I went down into the sauna that is WLFM tonight in order to do my own radio show, ON PATROL WITH PETER RAFFEL, and found that the station was inexplicably not working (this is not the first time that this has happened, to be fair). And, after spending the past week writing for my program – a hefty in-studio guest spot, along with an interview and countless monologues – needless to say, I freaked out. After spending forty minutes attempting to get the darn thing working, I finally gave up in a exclamation of steam and ran furiously from the station.
I am not, by any means, a technological man and perhaps one with the right training could have fixed the board and done his or her show without any outbursts. I am, however, an angry man and the anger flowing through my body drove me to go back to my room, get a swimsuit, go to the pool, and dive in furiously, swimming two laps before stopping, realizing that working out is horrible, and leaving. And then, as I stood in the shower, pondering whether or not to ask the chubby boy to borrow some of his shampoo (my main though was: “He’s more afraid of you than you are of him”), I asked myself the penultimate question: Why did I care so much? Why did I care that the station wasn’t working, that I couldn’t do my radio program, that a week’s work that included writing a bit that involved a thing called Fart Library, had gone to waste? Thoughts started to swim through my head (no pun intended): No one listens anyway, there’s a million people doing a million shows in the world, and none of it really matters – and, with all of this in mind, why was I so upset?
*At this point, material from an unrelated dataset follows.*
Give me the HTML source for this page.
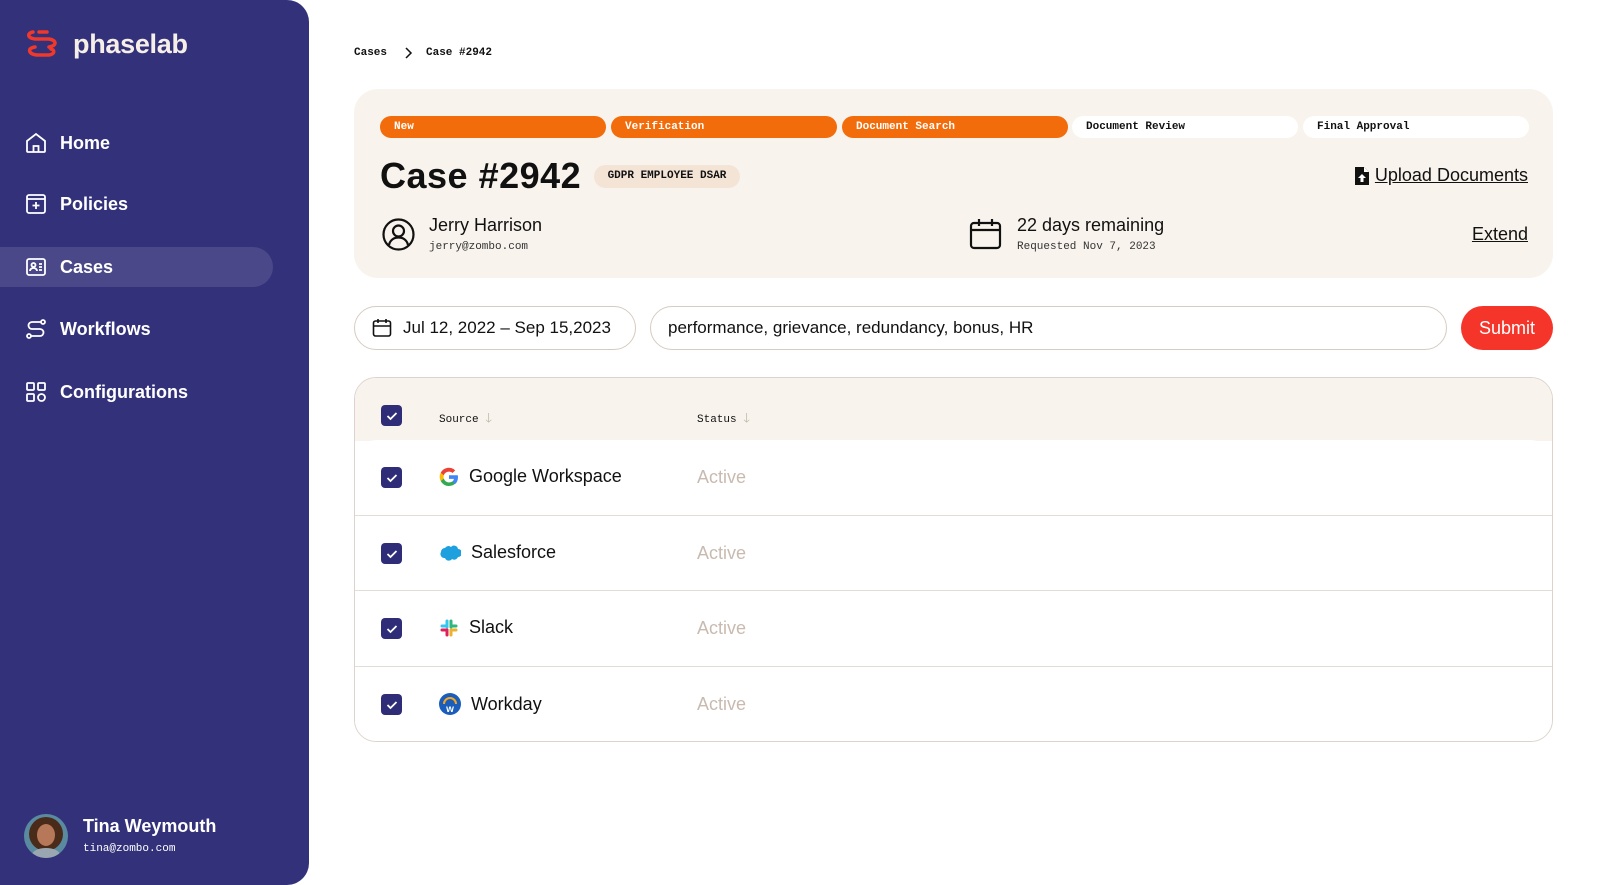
<!DOCTYPE html>
<html><head><meta charset="utf-8"><style>
*{box-sizing:border-box;margin:0;padding:0}
body{width:1600px;height:885px;background:#fff;font-family:"Liberation Sans",sans-serif;color:#111;position:relative;overflow:hidden}
.mono{font-family:"Liberation Mono",monospace}
.sb{position:absolute;left:0;top:0;width:309px;height:885px;background:#33317a;border-radius:0 22px 22px 0}
.logo{position:absolute;left:25px;top:28px;display:flex;align-items:center;gap:10px;color:#f6efe8;font-weight:bold;font-size:27px;letter-spacing:-0.3px}
.nav{position:absolute;left:0;width:273px;height:40px;display:flex;align-items:center;color:#fff;font-size:18px;font-weight:bold}
.nav svg{position:absolute;left:25px}
.nav span{position:absolute;left:60px}
.nav.act{background:#4a4888;border-radius:0 20px 20px 0}
.abs{position:absolute}
.card{position:absolute;left:354px;top:89px;width:1199px;height:189px;background:#f8f3ec;border-radius:24px}
.step{position:absolute;top:116px;height:22px;width:226px;border-radius:11px;font-size:11px;font-weight:bold;padding-left:14px;line-height:22px;font-family:"Liberation Mono",monospace}
.on{background:#f36c0c;color:#fff}.off{background:#fff;color:#111}
.inp{position:absolute;top:306px;height:44px;border:1px solid #d6cbc3;border-radius:22px;font-size:17px;display:flex;align-items:center}
.tbl{position:absolute;left:354px;top:377px;width:1199px;height:365px;border:1px solid #ddd3cc;border-radius:22px;overflow:hidden;background:#fff}
.th{position:absolute;left:0;top:0;width:100%;height:63px;background:#f8f3ec}
.row{position:absolute;left:0;width:100%;height:76px;border-top:1px solid #e3ddd8;background:#fff}
.cb{position:absolute;left:26px;width:21px;height:21px;background:#2f2d78;border-radius:4px;display:flex;align-items:center;justify-content:center}
.rt{position:absolute;left:116px;font-size:18px;display:flex;align-items:center;gap:10px}
.st{position:absolute;left:342px;font-size:18px;color:#c9bab0}
</style></head><body>
<div class="sb">
 <div class="logo"><svg width="36" height="32" viewBox="0 0 36 32"><g fill="none" stroke="#f0392b" stroke-width="3.5" stroke-linecap="round"><path d="M8 4 C2 5 2 10 10 11 L24 11 C32 12 32 18 24 19"/><path d="M14 4 L22 4"/><path d="M10 19 C2 20 3 26 12 27 L24 27 C30 26 30 22 26 21"/></g></svg><span style="margin-left:2px">phaselab</span></div>
 <div class="nav" style="top:123px"><svg width="22" height="22" viewBox="0 0 22 22" fill="none" stroke="#fff" stroke-width="1.8"><path d="M2 9 L11 2 L20 9 V19 a1 1 0 0 1-1 1 H3 a1 1 0 0 1-1-1Z"/><path d="M8.5 20 V14 h5 v6"/></svg><span>Home</span></div>
 <div class="nav" style="top:184px"><svg width="22" height="22" viewBox="0 0 22 22" fill="none" stroke="#fff" stroke-width="1.8"><rect x="2" y="2" width="18" height="18" rx="2"/><path d="M2 6h18M11 9v7M7.5 12.5h7"/></svg><span>Policies</span></div>
 <div class="nav act" style="top:247px"><svg width="22" height="22" viewBox="0 0 22 22" fill="none" stroke="#fff" stroke-width="1.8"><rect x="2" y="3" width="18" height="16" rx="2"/><circle cx="8.5" cy="9" r="2"/><path d="M5 15c0-2 2-3 3.5-3s3.5 1 3.5 3M14 8h3M14 11h3M14 14h3"/></svg><span>Cases</span></div>
 <div class="nav" style="top:309px"><svg width="22" height="22" viewBox="0 0 22 22" fill="none" stroke="#fff" stroke-width="1.8"><circle cx="18" cy="4" r="2"/><circle cx="4" cy="18" r="2"/><path d="M16 4H7a3.5 3.5 0 0 0 0 7h8a3.5 3.5 0 0 1 0 7H6"/></svg><span>Workflows</span></div>
 <div class="nav" style="top:372px"><svg width="22" height="22" viewBox="0 0 22 22" fill="none" stroke="#fff" stroke-width="1.8"><rect x="2" y="2" width="7" height="7" rx="1"/><rect x="13" y="2" width="7" height="7" rx="1"/><rect x="2" y="13" width="7" height="7" rx="1"/><circle cx="16.5" cy="16.5" r="3.5"/></svg><span>Configurations</span></div>
 <div class="abs" style="left:24px;top:814px;width:44px;height:44px;border-radius:50%;background:#5a8aa0;overflow:hidden"><div style="position:absolute;left:5px;top:3px;width:34px;height:34px;border-radius:50%;background:#4a2a18"></div><div style="position:absolute;left:13px;top:10px;width:18px;height:22px;border-radius:50%;background:#b7785a"></div><div style="position:absolute;left:8px;top:34px;width:28px;height:14px;border-radius:50%;background:#9aa6b0"></div></div>
 <div class="abs" style="left:83px;top:816px;color:#fff;font-weight:bold;font-size:18px">Tina Weymouth</div>
 <div class="abs mono" style="left:83px;top:843px;color:#fff;font-size:11px">tina@zombo.com</div>
</div>

<div class="abs mono" style="left:354px;top:47px;font-size:11px;font-weight:bold">Cases</div>
<svg class="abs" style="left:403px;top:46px" width="10" height="14" viewBox="0 0 10 14"><path d="M3 2l5 5-5 5" fill="none" stroke="#111" stroke-width="1.5"/></svg>
<div class="abs mono" style="left:426px;top:47px;font-size:11px;font-weight:bold">Case #2942</div>

<div class="card"></div>
<div class="step on" style="left:380px">New</div>
<div class="step on" style="left:611px">Verification</div>
<div class="step on" style="left:842px">Document Search</div>
<div class="step off" style="left:1072px">Document Review</div>
<div class="step off" style="left:1303px">Final Approval</div>

<div class="abs" style="left:380px;top:155px;font-size:36px;font-weight:bold;letter-spacing:0.5px">Case #2942</div>
<div class="abs mono" style="left:594px;top:165px;width:146px;height:23px;background:#f4e4d6;border-radius:12px;font-size:11px;font-weight:bold;line-height:23px;text-align:center">GDPR EMPLOYEE DSAR</div>
<div class="abs" style="right:72px;top:165px;font-size:18px;display:flex;align-items:center;gap:6px"><svg width="14" height="18" viewBox="0 0 14 18"><path d="M0 0h9l5 5v13H0z" fill="#111"/><path d="M9 0v5h5" fill="#fff"/><path d="M7 7l-4 4h2.5v4h3v-4H11z" fill="#fff"/></svg><span style="text-decoration:underline">Upload Documents</span></div>

<svg class="abs" style="left:382px;top:218px" width="33" height="33" viewBox="0 0 33 33" fill="none" stroke="#111" stroke-width="2.2"><circle cx="16.5" cy="16.5" r="15"/><circle cx="16.5" cy="13" r="5.5"/><path d="M7 27c1-5 5-7.5 9.5-7.5S25 22 26 27"/></svg>
<div class="abs" style="left:429px;top:215px;font-size:18px">Jerry Harrison</div>
<div class="abs mono" style="left:429px;top:241px;font-size:11px;color:#333">jerry@zombo.com</div>

<svg class="abs" style="left:969px;top:218px" width="33" height="32" viewBox="0 0 33 32" fill="none" stroke="#111" stroke-width="2.2"><rect x="2" y="5" width="29" height="25" rx="3"/><path d="M2 12h29M10 1v7M23 1v7"/></svg>
<div class="abs" style="left:1017px;top:215px;font-size:18px">22 days remaining</div>
<div class="abs mono" style="left:1017px;top:241px;font-size:11px;color:#333">Requested Nov 7, 2023</div>
<div class="abs" style="right:72px;top:224px;font-size:18px;text-decoration:underline">Extend</div>

<div class="inp" style="left:354px;width:282px;padding-left:17px"><svg width="20" height="20" viewBox="0 0 20 20" fill="none" stroke="#111" stroke-width="1.6"><rect x="1.5" y="3" width="17" height="15" rx="2"/><path d="M1.5 8h17M6 1v4M14 1v4"/></svg><span style="margin-left:11px">Jul 12, 2022 – Sep 15,2023</span></div>
<div class="inp" style="left:650px;width:797px;padding-left:17px">performance, grievance, redundancy, bonus, HR</div>
<div class="abs" style="left:1461px;top:306px;width:92px;height:44px;border-radius:22px;background:#f5352a;color:#fff;font-size:18px;line-height:44px;text-align:center">Submit</div>

<div class="tbl">
 <div class="th">
  <div class="cb" style="top:27px"><svg width="12" height="10" viewBox="0 0 12 10"><path d="M1.5 5l3 3 6-6" fill="none" stroke="#fff" stroke-width="1.8"/></svg></div>
  <div class="abs mono" style="left:84px;top:31px;font-size:11px">Source <span style="color:#bba;font-size:13px">🡓</span></div>
  <div class="abs mono" style="left:342px;top:31px;font-size:11px">Status <span style="color:#bba;font-size:13px">🡓</span></div>
 </div>
 <div class="row" style="top:62px;border-top:none;border-radius:22px 22px 0 0">
  <div class="cb" style="top:27px"><svg width="12" height="10" viewBox="0 0 12 10"><path d="M1.5 5l3 3 6-6" fill="none" stroke="#fff" stroke-width="1.8"/></svg></div>
  <div class="rt" style="left:84px;top:26px"><svg width="20" height="20" viewBox="0 0 20 20"><path d="M19 10.2c0-.7-.1-1.3-.2-1.9H10v3.6h5a4.3 4.3 0 0 1-1.9 2.8v2.3h3C18 15.4 19 13 19 10.2z" fill="#4285f4"/><path d="M10 19c2.5 0 4.6-.8 6.1-2.2l-3-2.3c-.8.6-1.9.9-3.1.9-2.4 0-4.4-1.6-5.2-3.8H1.7v2.4A9 9 0 0 0 10 19z" fill="#34a853"/><path d="M4.8 11.6a5.400 5.400 0 0 1 0-3.4V5.8H1.7a9 9 0 0 0 0 8.2z" fill="#fbbc05"/><path d="M10 4.6c1.4 0 2.6.5 3.5 1.400l2.700-2.600A9 9 0 0 0 1.700 5.800l3.100 2.400C5.600 6.100 7.600 4.600 10 4.600z" fill="#ea4335"/></svg><span>Google Workspace</span></div>
  <div class="st" style="top:27px">Active</div>
 </div>
 <div class="row" style="top:137px">
  <div class="cb" style="top:27px"><svg width="12" height="10" viewBox="0 0 12 10"><path d="M1.5 5l3 3 6-6" fill="none" stroke="#fff" stroke-width="1.8"/></svg></div>
  <div class="rt" style="left:84px;top:26px"><svg width="22" height="16" viewBox="0 0 22 16"><path d="M6 3a4 4 0 0 1 6-1 4 4 0 0 1 7 2 4 4 0 0 1 0 8 4 4 0 0 1-6 2 4 4 0 0 1-7-1 4 4 0 0 1-4-6 4 4 0 0 1 4-4z" fill="#1ea0de"/></svg><span>Salesforce</span></div>
  <div class="st" style="top:27px">Active</div>
 </div>
 <div class="row" style="top:212px">
  <div class="cb" style="top:27px"><svg width="12" height="10" viewBox="0 0 12 10"><path d="M1.5 5l3 3 6-6" fill="none" stroke="#fff" stroke-width="1.8"/></svg></div>
  <div class="rt" style="left:84px;top:26px"><svg width="20" height="20" viewBox="0 0 20 20" stroke-width="3" stroke-linecap="round"><path d="M8 3v6" stroke="#36c5f0"/><path d="M3 8h5" stroke="#36c5f0"/><path d="M12 3v6" stroke="#2eb67d"/><path d="M12 8h5" stroke="#2eb67d"/><path d="M12 12v5" stroke="#ecb22e"/><path d="M12 12h5" stroke="#ecb22e"/><path d="M8 12v5" stroke="#e01e5a"/><path d="M3 12h5" stroke="#e01e5a"/></svg><span>Slack</span></div>
  <div class="st" style="top:27px">Active</div>
 </div>
 <div class="row" style="top:288px">
  <div class="cb" style="top:27px"><svg width="12" height="10" viewBox="0 0 12 10"><path d="M1.5 5l3 3 6-6" fill="none" stroke="#fff" stroke-width="1.8"/></svg></div>
  <div class="rt" style="left:84px;top:26px"><svg width="22" height="22" viewBox="0 0 22 22"><circle cx="11" cy="11" r="11" fill="#1a5dba"/><path d="M5 11a6 6 0 0 1 12 0" fill="none" stroke="#f5a623" stroke-width="2"/><text x="11" y="19" font-size="10" font-weight="bold" fill="#fff" text-anchor="middle" font-family="Liberation Sans">w</text></svg><span>Workday</span></div>
  <div class="st" style="top:27px">Active</div>
 </div>
</div>
</body></html>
I also work at WLFM (I’m the co-temporary-station manager, as well as the Top 200 MD – if that means anything to anybody), and apart from that I do relatively little on campus. I don’t partake in any clubs that deal with public outreach or environmental issues or human rights, as many of my friends do – I spend the week sorting through CDs and Digital Downloads and constant emails from somebody asking me to play an artist called KAOS777 – which I’m pretty sure isn’t even a thing. And not only was I wondering why my show mattered, but why did any of that matter as well. And why did ANY of radio matter at all, for that matter? Because cars exist?
We live in a generation that needs things constantly or else they’re not satisfied – Tom Scharpling said it best last week on my show when he noted that people just don’t take the time to take in entertainment anymore; they don’t even have the patience to listen to the 30 second iTunes sample of a song before deciding that it’s awesome or it’s awful. And I’m no better: the majority of my job is looking at album art and deciding whether or not it’s worth my time – and I’ve got all the time in the world. Going further, I’m a guy who had to start watching Breaking Bad three times before finally giving it the time it deserved – now it’s my favorite show. So, if people aren’t willing to take the time to listen in, enjoy something, and become a fan, why does radio matter at all? So why does WLFM matter?
Because it does. Because I realized that although it might not be working with people in Darfur or teaching people about recycling, it’s teaching everyone something just as important: that we all matter. That we all have a voice and that we all have something to say, and that even if no one is listening, it still matters that we’re saying it. For some people, that means talking Lawrence on the air, for some it means simply playing music and letting that speak for them, and for some it means writing a radio play called Major Grotto about a Navy Captain who gets turned into a merman and has to fight crime in the underwater city of Atlantis (that one’s me). And even though some radio people are sitting in a basement, and some are changing the face of entertainment all together, we all matter.
But it’s even more than that. It matters because the human voice is something that can’t be replaced by anything. You can watch an episode of Jersey Shore and have a few laughs, but I bet if you sat any of those cast members in front of a microphone and told them to talk, you’d see who they really were. There aren’t any masks on the radio – it’s just you and your voice and that’s the only thing that matters. It’s not what you’re wearing or how you look, it’s simply the things you have to say. And if radio has taught me anything, it’s that the things people have to say are more interesting than really anything else in the world. I look to the heroes on this matter: Scharpling (of course), Jesse Thorn, Ira Glass, Marc Maron, and more, who are showing us that the things that people say can move us more than anything else: more than an event or picture – just the person.
The time we live in is one that seems a lot more excited about the next thing than they do the current thing, and that’s probably why we spend most of our time on the computer rather than with each other (don’t worry, I’m bringing this around). And what WLFM does is tells you that even though it’s important to connect and see and do every amazing thing we can do, it’s also important to listen. It’s important to listen to what someone has to say or what they have to play, or what weird sounds they want to make – it’s important to listen even if you think that person is an idiot. And for me, it’s important to talk. That’s what I do. And tonight I didn’t get to do that, and it sucked.
So next time you’re sitting there, plugged in to whatever you’re plugged into, maybe listen to WLFM. Or even listen to any radio station. Or listen to your friend. Or listen to anybody. Or listen to something. Just listen, for two seconds, because whatever you hear might change your life. It might not – I doubt Major Grotto is changing anybody’s life – but then there’s always something else that will.